Write out the material exactly, leaving every picture behind.

——————————

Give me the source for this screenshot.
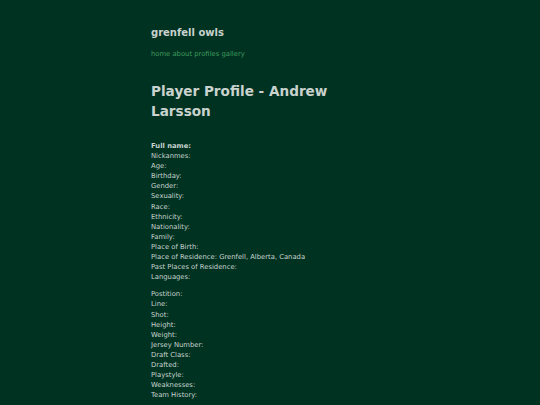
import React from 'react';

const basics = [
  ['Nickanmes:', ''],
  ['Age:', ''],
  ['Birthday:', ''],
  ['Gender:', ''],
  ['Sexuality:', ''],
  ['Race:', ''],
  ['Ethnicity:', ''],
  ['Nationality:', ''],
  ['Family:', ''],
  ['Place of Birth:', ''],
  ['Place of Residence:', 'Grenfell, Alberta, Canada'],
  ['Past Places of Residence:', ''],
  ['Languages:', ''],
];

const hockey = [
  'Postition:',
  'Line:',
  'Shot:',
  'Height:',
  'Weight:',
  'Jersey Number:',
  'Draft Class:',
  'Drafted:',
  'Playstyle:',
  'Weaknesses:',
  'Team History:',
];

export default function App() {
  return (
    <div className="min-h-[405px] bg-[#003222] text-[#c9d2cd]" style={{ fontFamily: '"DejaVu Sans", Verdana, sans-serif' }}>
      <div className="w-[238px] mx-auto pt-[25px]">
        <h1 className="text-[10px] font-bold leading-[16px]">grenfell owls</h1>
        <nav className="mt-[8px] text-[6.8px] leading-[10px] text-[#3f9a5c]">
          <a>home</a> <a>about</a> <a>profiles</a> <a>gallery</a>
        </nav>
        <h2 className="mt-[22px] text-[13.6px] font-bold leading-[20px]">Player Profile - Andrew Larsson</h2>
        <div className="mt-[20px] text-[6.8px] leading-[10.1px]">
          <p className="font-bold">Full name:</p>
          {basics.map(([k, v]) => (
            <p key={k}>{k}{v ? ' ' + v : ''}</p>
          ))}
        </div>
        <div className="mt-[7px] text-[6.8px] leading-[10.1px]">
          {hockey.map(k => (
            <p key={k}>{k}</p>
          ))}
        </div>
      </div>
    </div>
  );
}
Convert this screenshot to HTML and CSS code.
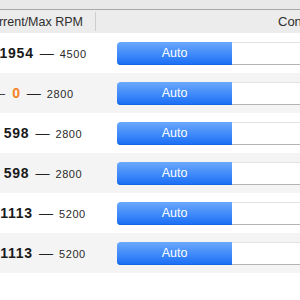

——————————

> _Result for this exercise_:
Give me the source for this screenshot.
import React from 'react';

const basics = [
  ['Nickanmes:', ''],
  ['Age:', ''],
  ['Birthday:', ''],
  ['Gender:', ''],
  ['Sexuality:', ''],
  ['Race:', ''],
  ['Ethnicity:', ''],
  ['Nationality:', ''],
  ['Family:', ''],
  ['Place of Birth:', ''],
  ['Place of Residence:', 'Grenfell, Alberta, Canada'],
  ['Past Places of Residence:', ''],
  ['Languages:', ''],
];

const hockey = [
  'Postition:',
  'Line:',
  'Shot:',
  'Height:',
  'Weight:',
  'Jersey Number:',
  'Draft Class:',
  'Drafted:',
  'Playstyle:',
  'Weaknesses:',
  'Team History:',
];

export default function App() {
  return (
    <div className="min-h-[405px] bg-[#003222] text-[#c9d2cd]" style={{ fontFamily: '"DejaVu Sans", Verdana, sans-serif' }}>
      <div className="w-[238px] mx-auto pt-[25px]">
        <h1 className="text-[10px] font-bold leading-[16px]">grenfell owls</h1>
        <nav className="mt-[8px] text-[6.8px] leading-[10px] text-[#3f9a5c]">
          <a>home</a> <a>about</a> <a>profiles</a> <a>gallery</a>
        </nav>
        <h2 className="mt-[22px] text-[13.6px] font-bold leading-[20px]">Player Profile - Andrew Larsson</h2>
        <div className="mt-[20px] text-[6.8px] leading-[10.1px]">
          <p className="font-bold">Full name:</p>
          {basics.map(([k, v]) => (
            <p key={k}>{k}{v ? ' ' + v : ''}</p>
          ))}
        </div>
        <div className="mt-[7px] text-[6.8px] leading-[10.1px]">
          {hockey.map(k => (
            <p key={k}>{k}</p>
          ))}
        </div>
      </div>
    </div>
  );
}
Convert this screenshot to HTML and CSS code.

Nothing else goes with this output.